Evaluating Bayesian Deep Learning Methods for Semantic Segmentation
Jishnu Mukhoti, Yarin Gal
TL;DR
The paper tackles the challenge of evaluating uncertainty in Bayesian deep learning for semantic segmentation. It proposes three specialized metrics and implements two Bayesian DeepLab-v3+ variants using MC dropout and Concrete dropout, evaluated on Cityscapes. Concrete dropout consistently outperforms MC dropout on the new metrics, and both Bayesian models exceed the deterministic baseline in uncertainty-aware performance. These results establish benchmarks for uncertainty quantification in safety-critical segmentation and motivate future work on downstream autonomous driving decisions.
Abstract
Deep learning has been revolutionary for computer vision and semantic segmentation in particular, with Bayesian Deep Learning (BDL) used to obtain uncertainty maps from deep models when predicting semantic classes. This information is critical when using semantic segmentation for autonomous driving for example.
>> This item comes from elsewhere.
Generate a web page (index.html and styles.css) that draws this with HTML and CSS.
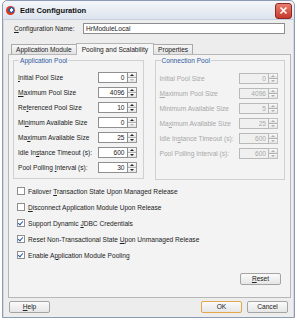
FILE: index.html
```html
<!DOCTYPE html>
<html lang="en">
<head>
    <meta charset="UTF-8">
    <title>Edit Configuration</title>
    <link rel="stylesheet" href="styles.css">
</head>
<body>
    <div class="window">
        <div class="titlebar">
            <span class="app-icon"></span>
            <span class="title">Edit Configuration</span>
            <span class="close">
                <svg width="9" height="9" viewBox="0 0 9 9"><path d="M1.5 1.5 L7.5 7.5 M7.5 1.5 L1.5 7.5" stroke="#fff" stroke-width="1.6"/></svg>
            </span>
        </div>

        <div class="body">
            <div class="name-row">
                <span class="label"><u>C</u>onfiguration Name:</span>
                <span class="textbox">HrModuleLocal</span>
            </div>

            <div class="tabs">
                <span class="tab">Application Module</span>
                <span class="tab active">Pooling and Scalability</span>
                <span class="tab">Properties</span>
            </div>

            <div class="panel">
                <div class="groups">
                    <fieldset class="group app">
                        <legend>Application Pool</legend>
                        <div class="row"><span><u>I</u>nitial Pool Size</span><span class="spin"><span class="val">0</span><span class="btns"><i class="up"></i><i class="dn off"></i></span></span></div>
                        <div class="row"><span><u>M</u>aximum Pool Size</span><span class="spin"><span class="val">4096</span><span class="btns"><i class="up"></i><i class="dn"></i></span></span></div>
                        <div class="row"><span>Re<u>f</u>erenced Pool Size</span><span class="spin"><span class="val">10</span><span class="btns"><i class="up"></i><i class="dn"></i></span></span></div>
                        <div class="row"><span>Mi<u>n</u>imum Available Size</span><span class="spin"><span class="val">0</span><span class="btns"><i class="up"></i><i class="dn off"></i></span></span></div>
                        <div class="row"><span>Ma<u>x</u>imum Available Size</span><span class="spin"><span class="val">25</span><span class="btns"><i class="up"></i><i class="dn"></i></span></span></div>
                        <div class="row"><span>Idle In<u>s</u>tance Timeout (s):</span><span class="spin"><span class="val">600</span><span class="btns"><i class="up"></i><i class="dn"></i></span></span></div>
                        <div class="row"><span>Pool Polling <u>I</u>nterval (s):</span><span class="spin"><span class="val">30</span><span class="btns"><i class="up"></i><i class="dn"></i></span></span></div>
                    </fieldset>

                    <fieldset class="group conn">
                        <legend>Connection Pool</legend>
                        <div class="row"><span>Initial Pool Size</span><span class="spin"><span class="val">0</span><span class="btns"><i class="up"></i><i class="dn"></i></span></span></div>
                        <div class="row"><span><u>M</u>aximum Pool Size</span><span class="spin"><span class="val">4096</span><span class="btns"><i class="up"></i><i class="dn"></i></span></span></div>
                        <div class="row"><span>Minimum Available Size</span><span class="spin"><span class="val">5</span><span class="btns"><i class="up"></i><i class="dn"></i></span></span></div>
                        <div class="row"><span>Ma<u>x</u>imum Available Size</span><span class="spin"><span class="val">25</span><span class="btns"><i class="up"></i><i class="dn"></i></span></span></div>
                        <div class="row"><span>Idle In<u>s</u>tance Timeout (s):</span><span class="spin"><span class="val">600</span><span class="btns"><i class="up"></i><i class="dn"></i></span></span></div>
                        <div class="row"><span>Pool Polling Interval (s):</span><span class="spin"><span class="val">600</span><span class="btns"><i class="up"></i><i class="dn"></i></span></span></div>
                    </fieldset>
                </div>

                <div class="checks">
                    <label class="check"><span class="box"></span><span>Failover <u>T</u>ransaction State Upon Managed Release</span></label>
                    <label class="check"><span class="box"></span><span><u>D</u>isconnect Application Module Upon Release</span></label>
                    <label class="check"><span class="box on"></span><span>Support Dynamic <u>J</u>DBC Credentials</span></label>
                    <label class="check"><span class="box on"></span><span>Reset Non-Transactional State <u>U</u>pon Unmanaged Release</span></label>
                    <label class="check"><span class="box on"></span><span>Enable A<u>p</u>plication Module Pooling</span></label>
                </div>

                <div class="reset-row">
                    <span class="button"><u>R</u>eset</span>
                </div>
            </div>

            <div class="footer">
                <span class="button"><u>H</u>elp</span>
                <span class="spacer"></span>
                <span class="button default">OK</span>
                <span class="button">Cancel</span>
            </div>
        </div>
    </div>
</body>
</html>
```

FILE: styles.css
```css
body {
    margin: 0;
    background-color: #ffffff;
    font-family: "Liberation Sans", Arial, sans-serif;
    font-size: 6.6px;
    color: #222;
}

u {
    text-decoration-thickness: 0.5px;
    text-underline-offset: 1px;
}

.window {
    margin-left: 2px;
    width: 291px;
    height: 316px;
    border: 1px solid #8c9bb2;
    border-radius: 5px 5px 0 0;
    background-color: #ededed;
    display: flex;
    flex-direction: column;
}

.titlebar {
    height: 18px;
    display: flex;
    align-items: center;
    padding: 0 2px 0 3px;
    background: linear-gradient(#f4f6fa, #dde4ee);
    border-radius: 5px 5px 0 0;
    border-bottom: 1px solid #c4cedc;
}

.app-icon {
    width: 9px;
    height: 9px;
    border-radius: 50%;
    background: radial-gradient(circle at 60% 45%, #ffffff 0 22%, #2a5db0 24% 40%, #d9391e 42%);
    margin-right: 5px;
}

.title {
    font-weight: bold;
    font-size: 7.6px;
    color: #111;
    flex: 1;
}

.close {
    width: 15px;
    height: 14px;
    border-radius: 3px;
    border: 1px solid #8a2a22;
    background: linear-gradient(#e77f70, #c7392b);
    display: flex;
    align-items: center;
    justify-content: center;
    margin-top: 1px;
}

.body {
    flex: 1;
    display: flex;
    flex-direction: column;
    padding: 0 2px 0 4px;
    border-left: 1px solid #d3d9e2;
    border-right: 1px solid #d3d9e2;
}

.name-row {
    display: flex;
    align-items: center;
    margin-top: 3px;
    height: 11px;
}

.name-row .label {
    margin-left: 6px;
    width: 69px;
}

.textbox {
    width: 198px;
    height: 9px;
    border: 1px solid #8d8d8d;
    background: #fff;
    padding-left: 2px;
    line-height: 9px;
}

.tabs {
    display: flex;
    margin-top: 9px;
    margin-left: 3px;
    height: 11px;
    align-items: flex-end;
}

.tab {
    height: 9px;
    line-height: 9px;
    padding: 0 4px;
    border: 1px solid #a9a9a9;
    border-bottom: none;
    background: linear-gradient(#f7f7f7, #e2e2e2);
    margin-right: -1px;
}

.tab.active {
    height: 11px;
    line-height: 11px;
    background: #f5f5f5;
    border-color: #b5b5b5;
    position: relative;
    top: 1px;
    padding: 0 5px;
}

.panel {
    height: 240px;
    border: 1px solid #b7b7b7;
    background: #f3f3f3;
    display: flex;
    flex-direction: column;
    padding: 2px 5px 0 4px;
}

.groups {
    display: flex;
    gap: 11px;
}

.group {
    margin: 0;
    border: 1px solid #d0d0d0;
    padding: 8px 4px 4px 4px;
    height: 108px;
    display: flex;
    flex-direction: column;
    gap: 4px;
}

.group legend {
    color: #2f5a9e;
    padding: 0 1px;
    margin-left: 1px;
}

.group.app {
    width: 122px;
}

.group.conn {
    width: 122px;
    color: #a8a8a8;
    padding-top: 9px;
    gap: 4px;
}

.row {
    display: flex;
    align-items: center;
    justify-content: space-between;
    height: 11px;
}

.spin {
    display: flex;
    height: 11px;
    margin-right: 2px;
}

.val {
    width: 26px;
    height: 9px;
    border: 1px solid #8f8f8f;
    background: #fff;
    text-align: right;
    padding-right: 2px;
    line-height: 9px;
    color: #222;
}

.btns {
    width: 8px;
    display: flex;
    flex-direction: column;
    border: 1px solid #9a9a9a;
    border-left: none;
    background: #f0f0f0;
}

.btns i {
    flex: 1;
    position: relative;
    background: linear-gradient(#fbfbfb, #e3e3e3);
}

.btns i.up {
    border-bottom: 1px solid #b0b0b0;
}

.btns i::after {
    content: "";
    position: absolute;
    left: 2px;
    top: 1px;
    border-left: 2px solid transparent;
    border-right: 2px solid transparent;
}

.btns i.up::after {
    border-bottom: 2px solid #222;
}

.btns i.dn::after {
    border-top: 2px solid #222;
}

.btns i.off::after {
    border-top-color: #b8b8b8;
}

.conn .val {
    background: #f0f0f0;
    border-color: #b9b9b9;
    color: #a8a8a8;
}

.conn .btns {
    border-color: #c0c0c0;
}

.conn .btns i::after {
    border-bottom-color: #b0b0b0;
    border-top-color: #b0b0b0;
}

.checks {
    display: flex;
    flex-direction: column;
    gap: 6px;
    margin-top: 6px;
    padding-left: 4px;
}

.check {
    display: flex;
    align-items: center;
    height: 10px;
}

.box {
    width: 6px;
    height: 6px;
    border: 1px solid #8e8e8e;
    background: #fff;
    margin-right: 3px;
    position: relative;
}

.box.on::after {
    content: "";
    position: absolute;
    left: 1px;
    top: 0;
    width: 2px;
    height: 4px;
    border-right: 1.2px solid #2a5bb5;
    border-bottom: 1.2px solid #2a5bb5;
    transform: rotate(40deg);
}

.reset-row {
    display: flex;
    justify-content: flex-end;
    margin-top: auto;
    margin-bottom: 12px;
    padding-right: 4px;
}

.button {
    width: 39px;
    height: 10px;
    line-height: 10px;
    text-align: center;
    border: 1px solid #a4a4a4;
    border-radius: 2px;
    background: linear-gradient(#fafafa, #e6e6e6);
}

.footer {
    display: flex;
    margin-top: 3px;
    padding-left: 1px;
    gap: 5px;
    padding-right: 3px;
}

.footer .spacer {
    flex: 1;
}

.button.default {
    border-color: #e3a64a;
}
```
Standard semantic segmentation systems have well-established evaluation metrics. However, with BDL's rising popularity in computer vision we require new metrics to evaluate whether a BDL method produces better uncertainty estimates than another method. In this work we propose three such metrics to evaluate BDL models designed specifically for the task of semantic segmentation. We modify DeepLab-v3+, one of the state-of-the-art deep neural networks, and create its Bayesian counterpart using MC dropout and Concrete dropout as inference techniques. We then compare and test these two inference techniques on the well-known Cityscapes dataset using our suggested metrics. Our results provide new benchmarks for researchers to compare and evaluate their improved uncertainty quantification in pursuit of safer semantic segmentation.